Collected material:
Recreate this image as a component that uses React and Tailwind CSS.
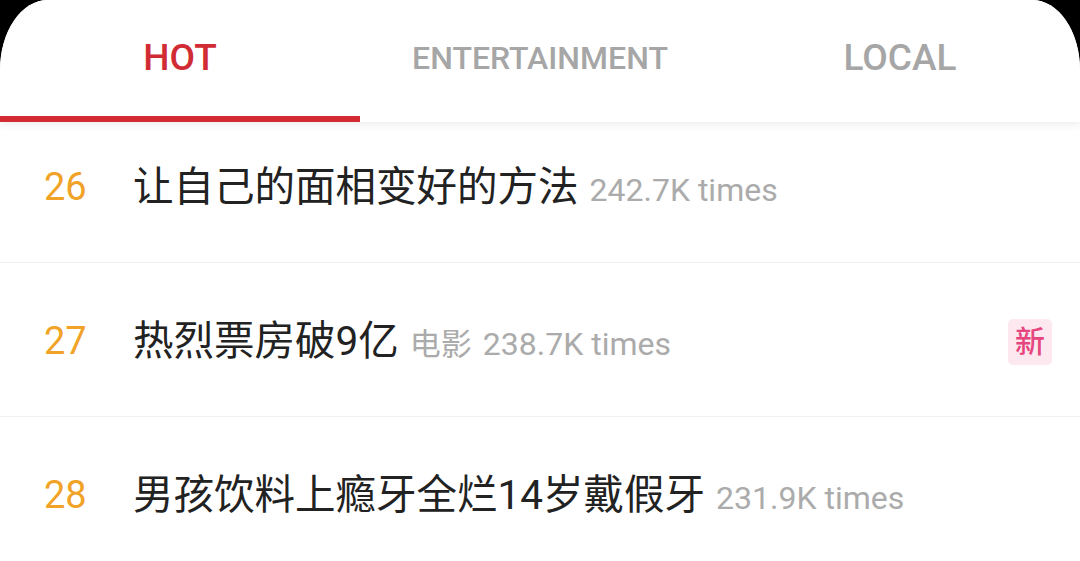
const rows = [
    { rank: 26, title: '让自己的面相变好的方法', times: '242.7K times' },
    { rank: 27, title: '热烈票房破9亿', tag: '电影', times: '238.7K times', badge: '新' },
    { rank: 28, title: '男孩饮料上瘾牙全烂14岁戴假牙', times: '231.9K times' },
];

const tabs = [
    { label: 'HOT', active: true },
    { label: 'ENTERTAINMENT', small: true },
    { label: 'LOCAL' },
];

export default function App() {
    return (
        <div className="w-[1080px] h-[561px] bg-black overflow-hidden" style={{ fontFamily: 'Roboto, "Noto Sans CJK SC", sans-serif' }}>
            <div className="h-full bg-white rounded-tl-[48px_70px] rounded-tr-[48px_70px] overflow-hidden flex flex-col">
                {/* Tabs */}
                <div className="relative z-10 bg-white shadow-[0_3px_8px_rgba(0,0,0,0.07)]">
                    <div className="grid grid-cols-3 h-[116px]">
                        {tabs.map(t => (
                            <div key={t.label} className="flex items-center justify-center">
                                <span
                                    className={`font-medium ${t.small ? 'text-[32px]' : 'text-[37px]'} ${t.active ? 'text-[#d12b33]' : 'text-[#a6a6a6]'}`}
                                >
                                    {t.label}
                                </span>
                            </div>
                        ))}
                    </div>
                    <div className="grid grid-cols-3 h-[6px]">
                        <div className="bg-[#d42a33]" />
                    </div>
                </div>

                {/* List */}
                <div className="-mt-[13px]">
                    {rows.map(r => (
                        <div key={r.rank} className="h-[154px] flex items-center border-b border-[#f0f0f0] pt-[4px] pl-[44px] pr-[28px]">
                            <span className="w-[89px] text-[38px] text-[#f0a326]">{r.rank}</span>
                            <div className="flex-1 flex items-baseline gap-[11px]">
                                <span className="text-[40.5px] text-[#222]">{r.title}</span>
                                {r.tag && <span className="text-[31px] text-[#ababab]">{r.tag}</span>}
                                <span className="text-[32px] text-[#ababab]">{r.times}</span>
                            </div>
                            {r.badge && (
                                <span className="w-[44px] h-[46px] rounded-[5px] bg-[#fde8ef] text-[#e5467f] text-[30px] font-medium flex items-center justify-center">
                                    {r.badge}
                                </span>
                            )}
                        </div>
                    ))}
                </div>
            </div>
        </div>
    );
}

Stated task: Transcribe the full listing character for character. Pictures are excluded.

In response:
Recreate this image as a component that uses React and Tailwind CSS.
const rows = [
    { rank: 26, title: '让自己的面相变好的方法', times: '242.7K times' },
    { rank: 27, title: '热烈票房破9亿', tag: '电影', times: '238.7K times', badge: '新' },
    { rank: 28, title: '男孩饮料上瘾牙全烂14岁戴假牙', times: '231.9K times' },
];

const tabs = [
    { label: 'HOT', active: true },
    { label: 'ENTERTAINMENT', small: true },
    { label: 'LOCAL' },
];

export default function App() {
    return (
        <div className="w-[1080px] h-[561px] bg-black overflow-hidden" style={{ fontFamily: 'Roboto, "Noto Sans CJK SC", sans-serif' }}>
            <div className="h-full bg-white rounded-tl-[48px_70px] rounded-tr-[48px_70px] overflow-hidden flex flex-col">
                {/* Tabs */}
                <div className="relative z-10 bg-white shadow-[0_3px_8px_rgba(0,0,0,0.07)]">
                    <div className="grid grid-cols-3 h-[116px]">
                        {tabs.map(t => (
                            <div key={t.label} className="flex items-center justify-center">
                                <span
                                    className={`font-medium ${t.small ? 'text-[32px]' : 'text-[37px]'} ${t.active ? 'text-[#d12b33]' : 'text-[#a6a6a6]'}`}
                                >
                                    {t.label}
                                </span>
                            </div>
                        ))}
                    </div>
                    <div className="grid grid-cols-3 h-[6px]">
                        <div className="bg-[#d42a33]" />
                    </div>
                </div>

                {/* List */}
                <div className="-mt-[13px]">
                    {rows.map(r => (
                        <div key={r.rank} className="h-[154px] flex items-center border-b border-[#f0f0f0] pt-[4px] pl-[44px] pr-[28px]">
                            <span className="w-[89px] text-[38px] text-[#f0a326]">{r.rank}</span>
                            <div className="flex-1 flex items-baseline gap-[11px]">
                                <span className="text-[40.5px] text-[#222]">{r.title}</span>
                                {r.tag && <span className="text-[31px] text-[#ababab]">{r.tag}</span>}
                                <span className="text-[32px] text-[#ababab]">{r.times}</span>
                            </div>
                            {r.badge && (
                                <span className="w-[44px] h-[46px] rounded-[5px] bg-[#fde8ef] text-[#e5467f] text-[30px] font-medium flex items-center justify-center">
                                    {r.badge}
                                </span>
                            )}
                        </div>
                    ))}
                </div>
            </div>
        </div>
    );
}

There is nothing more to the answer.